* TASK TO COMPLETE
Determine the number of lines in the data that include the word "components", and write only that number.

• • • •

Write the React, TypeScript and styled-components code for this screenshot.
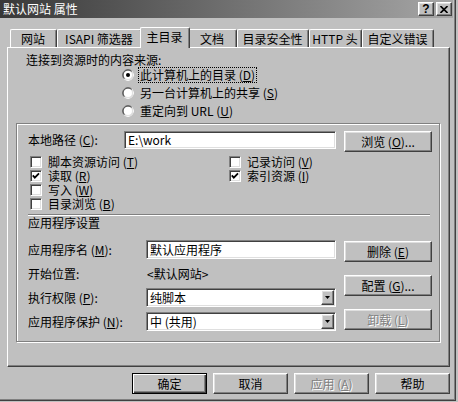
import React from 'react';
import styled, { createGlobalStyle, css } from 'styled-components';

const GlobalStyle = createGlobalStyle`
  * { box-sizing: border-box; }
  html, body { margin: 0; padding: 0; background: #c0c0c0; }
  body {
    font-family: "Noto Sans CJK SC", "Noto Sans", sans-serif;
    font-size: 12px;
    line-height: 14px;
    color: #000;
  }
  u { text-decoration-thickness: 1px; text-underline-offset: 1px; }
`;

const raised = css`
  border: 1px solid;
  border-color: #fff #404040 #404040 #fff;
  box-shadow: inset -1px -1px 0 #808080, inset 1px 1px 0 #dfdfdf;
`;

const sunken = css`
  border: 1px solid;
  border-color: #808080 #fff #fff #808080;
  box-shadow: inset 1px 1px 0 #404040, inset -1px -1px 0 #dfdfdf;
`;

const Window = styled.div`
  width: 456px;
  height: 401px;
  padding-right: 2px;
  background: #c0c0c0;
  border-right: 1px solid #404040;
  border-bottom: 1px solid #404040;
  box-shadow: inset -1px -1px 0 #808080;
  display: flex;
  flex-direction: column;
`;

const TitleBar = styled.div`
  height: 18px;
  padding: 0 1px 0 3px;
  display: flex;
  align-items: center;
  justify-content: space-between;
  background: linear-gradient(to right, #383838, #a6a6a6);
`;

const Title = styled.span`
  color: #fff;
  line-height: 18px;
`;

const CaptionButtons = styled.div`
  display: flex;
  gap: 2px;
`;

const CaptionButton = styled.div`
  ${raised};
  width: 16px;
  height: 14px;
  background: #c0c0c0;
  display: flex;
  align-items: center;
  justify-content: center;
  font-family: "Liberation Sans", sans-serif;
  font-weight: bold;
  font-size: 12px;
  line-height: 12px;
`;

const Body = styled.div`
  padding: 9px 0 0 7px;
  display: flex;
  flex-direction: column;
`;

const TabStrip = styled.div`
  height: 20px;
  padding-left: 3px;
  display: flex;
  align-items: flex-end;
`;

const Tab = styled.div<{ $width: number; $active?: boolean }>`
  position: relative;
  width: ${(p) => p.$width + (p.$active ? 4 : 0)}px;
  height: ${(p) => (p.$active ? 21 : 18)}px;
  margin: 0 ${(p) => (p.$active ? -2 : 0)}px ${(p) => (p.$active ? -1 : 0)}px;
  padding: 0 1px ${(p) => (p.$active ? 3 : 0)}px 0;
  z-index: ${(p) => (p.$active ? 1 : 0)};
  display: flex;
  align-items: center;
  justify-content: center;
  white-space: nowrap;
  background: #c0c0c0;
  border-left: 1px solid #fff;
  border-top: 1px solid #fff;
  border-right: 1px solid #404040;
  border-radius: 2px 2px 0 0;
  box-shadow: inset -1px 0 0 #808080;
`;

const Panel = styled.div`
  width: 443px;
  height: 320px;
  padding: 5px 0 0 8px;
  border: 1px solid;
  border-color: #fff #404040 #404040 #fff;
  box-shadow: inset -1px -1px 0 #808080;
  display: flex;
  flex-direction: column;
`;

const Heading = styled.div`
  margin-left: 10px;
  height: 13px;
  line-height: 13px;
`;

const RadioList = styled.div`
  margin-left: 106px;
  display: flex;
  flex-direction: column;
`;

const OptionRow = styled.div`
  height: 18px;
  display: flex;
  align-items: center;
  gap: 4px;
  white-space: nowrap;
`;

const FocusLabel = styled.span<{ $focus?: boolean }>`
  padding: 0 1px;
  line-height: 14px;
  border: 1px dotted ${(p) => (p.$focus ? '#000' : 'transparent')};
`;

const Frame = styled.div`
  margin-top: 3px;
  width: 424px;
  height: 219px;
  padding: 7px 7px 0 11px;
  border: 1px solid #808080;
  box-shadow: inset 1px 1px 0 #fff, 1px 1px 0 #fff;
  display: flex;
  flex-direction: column;
`;

const PathRow = styled.div`
  display: flex;
  align-items: flex-start;
  gap: 8px;
`;

const FieldLabel = styled.span<{ $w: number }>`
  width: ${(p) => p.$w}px;
  flex: none;
  white-space: nowrap;
`;

const PathLabel = styled(FieldLabel)`
  height: 18px;
  line-height: 18px;
  margin-right: -8px;
`;

const TextBox = styled.div<{ $w: number; $h: number }>`
  ${sunken};
  width: ${(p) => p.$w}px;
  height: ${(p) => p.$h}px;
  background: #fff;
  padding-left: 3px;
  display: flex;
  align-items: center;
  white-space: nowrap;
`;

const Button = styled.div<{ $w: number; $disabled?: boolean }>`
  ${raised};
  width: ${(p) => p.$w}px;
  height: 21px;
  flex: none;
  background: #c0c0c0;
  display: flex;
  align-items: center;
  justify-content: center;
  white-space: nowrap;
  color: ${(p) => (p.$disabled ? '#808080' : '#000')};
  text-shadow: ${(p) => (p.$disabled ? '1px 1px 0 #fff' : 'none')};
`;

const DefaultButton = styled(Button)`
  border-color: #000;
  box-shadow: inset 1px 1px 0 #fff, inset -1px -1px 0 #404040, inset -2px -2px 0 #808080;
`;

const CheckGrid = styled.div`
  margin-top: 3px;
  padding-left: 2px;
  display: grid;
  grid-template-columns: 199px auto;
  grid-auto-rows: 14px;
`;

const CheckCell = styled.div`
  display: flex;
  align-items: center;
  gap: 6px;
  white-space: nowrap;
  line-height: 14px;
`;

const Box = styled.div`
  ${sunken};
  width: 12px;
  height: 12px;
  background: #fff;
  display: flex;
  align-items: center;
  justify-content: center;
`;

const Separator = styled.div`
  margin-top: 3px;
  width: 402px;
  height: 2px;
  border-top: 1px solid #808080;
  border-bottom: 1px solid #fff;
`;

const SectionTitle = styled.div`
  height: 14px;
  line-height: 14px;
`;

const AppArea = styled.div`
  margin-top: 10px;
  display: flex;
  gap: 8px;
`;

const FieldColumn = styled.div`
  display: flex;
  flex-direction: column;
`;

const FieldRow = styled.div<{ $h: number; $gap?: number }>`
  height: ${(p) => p.$h}px;
  margin-top: ${(p) => p.$gap ?? 0}px;
  display: flex;
  align-items: center;
`;

const PlainValue = styled.span`
  padding-left: 1px;
`;

const Select = styled(TextBox)`
  justify-content: space-between;
  padding-right: 1px;
`;

const ArrowButton = styled.div`
  ${raised};
  width: 13px;
  height: 15px;
  background: #c0c0c0;
  display: flex;
  align-items: center;
  justify-content: center;
`;

const ButtonColumn = styled.div`
  padding-top: 1px;
  display: flex;
  flex-direction: column;
  gap: 13px;
`;

const DialogButtons = styled.div`
  margin: 6px 0 0 125px;
  display: flex;
  gap: 6px;
`;

const RadioIcon: React.FC<{ checked?: boolean }> = ({ checked }) => (
  <svg width="12" height="12" viewBox="0 0 12 12">
    <circle cx="6" cy="6" r="5.5" fill="#fff" stroke="#808080" />
    <path d="M9.9 2.1 A5.5 5.5 0 0 1 2.1 9.9" fill="none" stroke="#fff" />
    <path d="M2.5 9.5 A4.5 4.5 0 0 1 9.5 2.5" fill="none" stroke="#404040" />
    <path d="M9.2 2.8 A4.5 4.5 0 0 1 2.8 9.2" fill="none" stroke="#dfdfdf" />
    {checked && <circle cx="6" cy="6" r="2" fill="#000" />}
  </svg>
);

const Check: React.FC<{ checked?: boolean; label: React.ReactNode }> = ({ checked, label }) => (
  <CheckCell>
    <Box>
      {checked && (
        <svg width="8" height="8" viewBox="0 0 8 8">
          <polyline points="0.8,3.4 2.8,5.6 7,1.4" fill="none" stroke="#000" strokeWidth="1.8" />
        </svg>
      )}
    </Box>
    <span>{label}</span>
  </CheckCell>
);

const Arrow = () => (
  <ArrowButton>
    <svg width="5" height="3" viewBox="0 0 5 3">
      <polygon points="0,0 5,0 2.5,3" fill="#000" />
    </svg>
  </ArrowButton>
);

const tabs = [
  { label: '网站', w: 47 },
  { label: 'ISAPI 筛选器', w: 85 },
  { label: '主目录', w: 46, active: true },
  { label: '文档', w: 49 },
  { label: '目录安全性', w: 72 },
  { label: 'HTTP 头', w: 53 },
  { label: '自定义错误', w: 72 },
];

const App: React.FC = () => (
  <>
    <GlobalStyle />
    <Window>
      <TitleBar>
        <Title>默认网站 属性</Title>
        <CaptionButtons>
          <CaptionButton>?</CaptionButton>
          <CaptionButton>
            <svg width="8" height="7" viewBox="0 0 8 7">
              <path d="M0.5 0 L7.5 7 M7.5 0 L0.5 7" stroke="#000" strokeWidth="1.6" />
            </svg>
          </CaptionButton>
        </CaptionButtons>
      </TitleBar>
      <Body>
        <TabStrip>
          {tabs.map((t) => (
            <Tab key={t.label} $width={t.w} $active={t.active}>
              {t.label}
            </Tab>
          ))}
        </TabStrip>
        <Panel>
          <Heading>连接到资源时的内容来源:</Heading>
          <RadioList>
            <OptionRow>
              <RadioIcon checked />
              <FocusLabel $focus>
                此计算机上的目录 (<u>D</u>)
              </FocusLabel>
            </OptionRow>
            <OptionRow>
              <RadioIcon />
              <FocusLabel>
                另一台计算机上的共享 (<u>S</u>)
              </FocusLabel>
            </OptionRow>
            <OptionRow>
              <RadioIcon />
              <FocusLabel>
                重定向到 URL (<u>U</u>)
              </FocusLabel>
            </OptionRow>
          </RadioList>
          <Frame>
            <PathRow>
              <PathLabel $w={96}>
                本地路径 (<u>C</u>):
              </PathLabel>
              <TextBox $w={212} $h={18}>E:\work</TextBox>
              <Button $w={88}>
                浏览 (<u>O</u>)...
              </Button>
            </PathRow>
            <CheckGrid>
              <Check label={<>脚本资源访问 (<u>T</u>)</>} />
              <Check label={<>记录访问 (<u>V</u>)</>} />
              <Check checked label={<>读取 (<u>R</u>)</>} />
              <Check checked label={<>索引资源 (<u>I</u>)</>} />
              <Check label={<>写入 (<u>W</u>)</>} />
              <span />
              <Check label={<>目录浏览 (<u>B</u>)</>} />
            </CheckGrid>
            <Separator />
            <SectionTitle>应用程序设置</SectionTitle>
            <AppArea>
              <FieldColumn>
                <FieldRow $h={19}>
                  <FieldLabel $w={118}>
                    应用程序名 (<u>M</u>):
                  </FieldLabel>
                  <TextBox $w={190} $h={19}>默认应用程序</TextBox>
                </FieldRow>
                <FieldRow $h={29}>
                  <FieldLabel $w={118}>开始位置:</FieldLabel>
                  <PlainValue>&lt;默认网站&gt;</PlainValue>
                </FieldRow>
                <FieldRow $h={19}>
                  <FieldLabel $w={118}>
                    执行权限 (<u>P</u>):
                  </FieldLabel>
                  <Select $w={190} $h={19}>
                    纯脚本
                    <Arrow />
                  </Select>
                </FieldRow>
                <FieldRow $h={19} $gap={5}>
                  <FieldLabel $w={118}>
                    应用程序保护 (<u>N</u>):
                  </FieldLabel>
                  <Select $w={190} $h={19}>
                    中 (共用)
                    <Arrow />
                  </Select>
                </FieldRow>
              </FieldColumn>
              <ButtonColumn>
                <Button $w={88}>
                  删除 (<u>E</u>)
                </Button>
                <Button $w={88}>
                  配置 (<u>G</u>)...
                </Button>
                <Button $w={88} $disabled>
                  卸载 (<u>L</u>)
                </Button>
              </ButtonColumn>
            </AppArea>
          </Frame>
        </Panel>
        <DialogButtons>
          <DefaultButton $w={75}>确定</DefaultButton>
          <Button $w={75}>取消</Button>
          <Button $w={75} $disabled>
            应用 (<u>A</u>)
          </Button>
          <Button $w={75}>帮助</Button>
        </DialogButtons>
      </Body>
    </Window>
  </>
);

export default App;
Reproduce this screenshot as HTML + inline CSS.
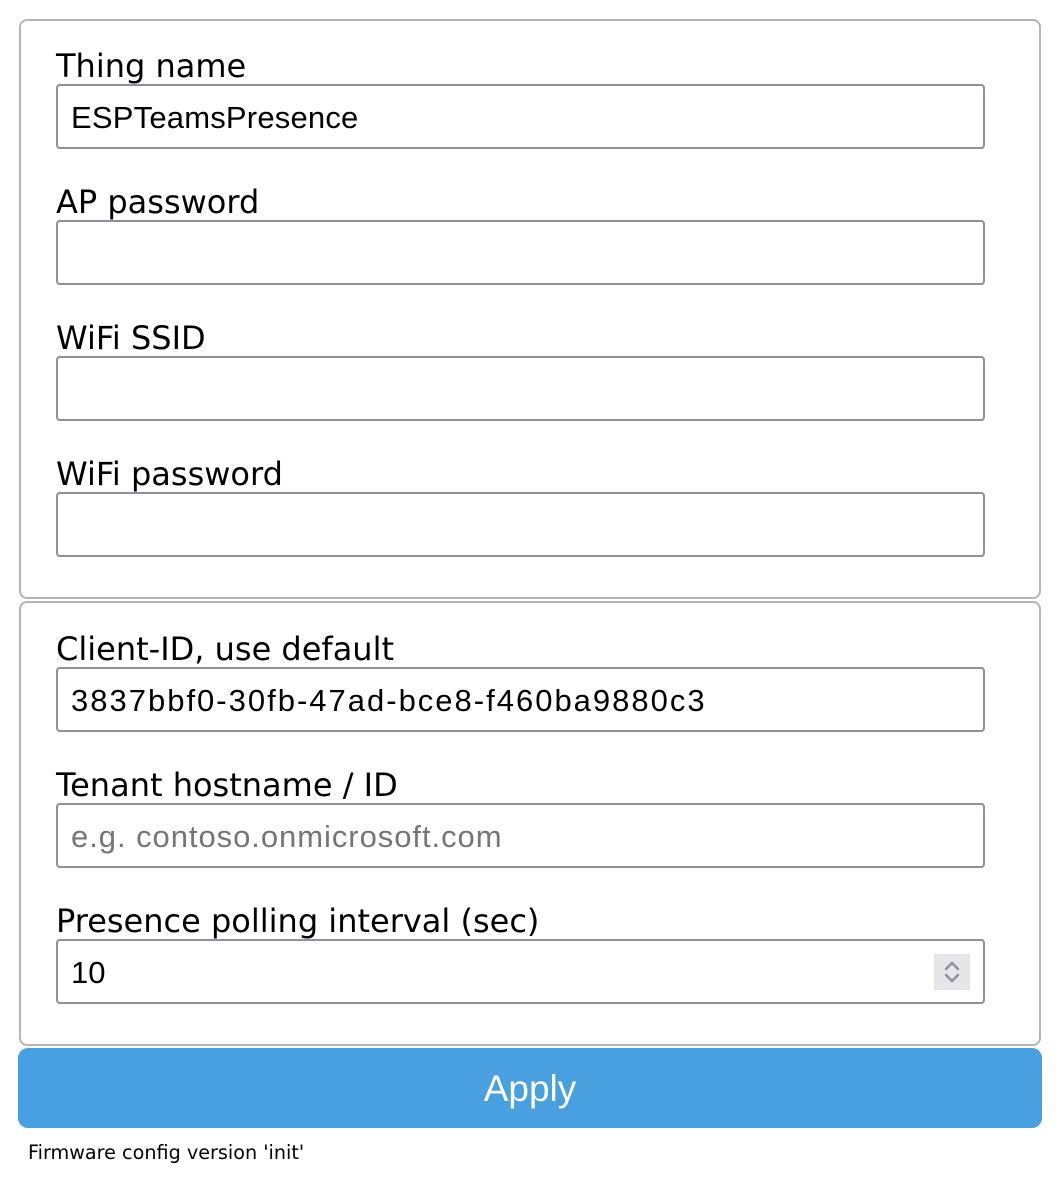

• • • •

* THE SOLUTION
2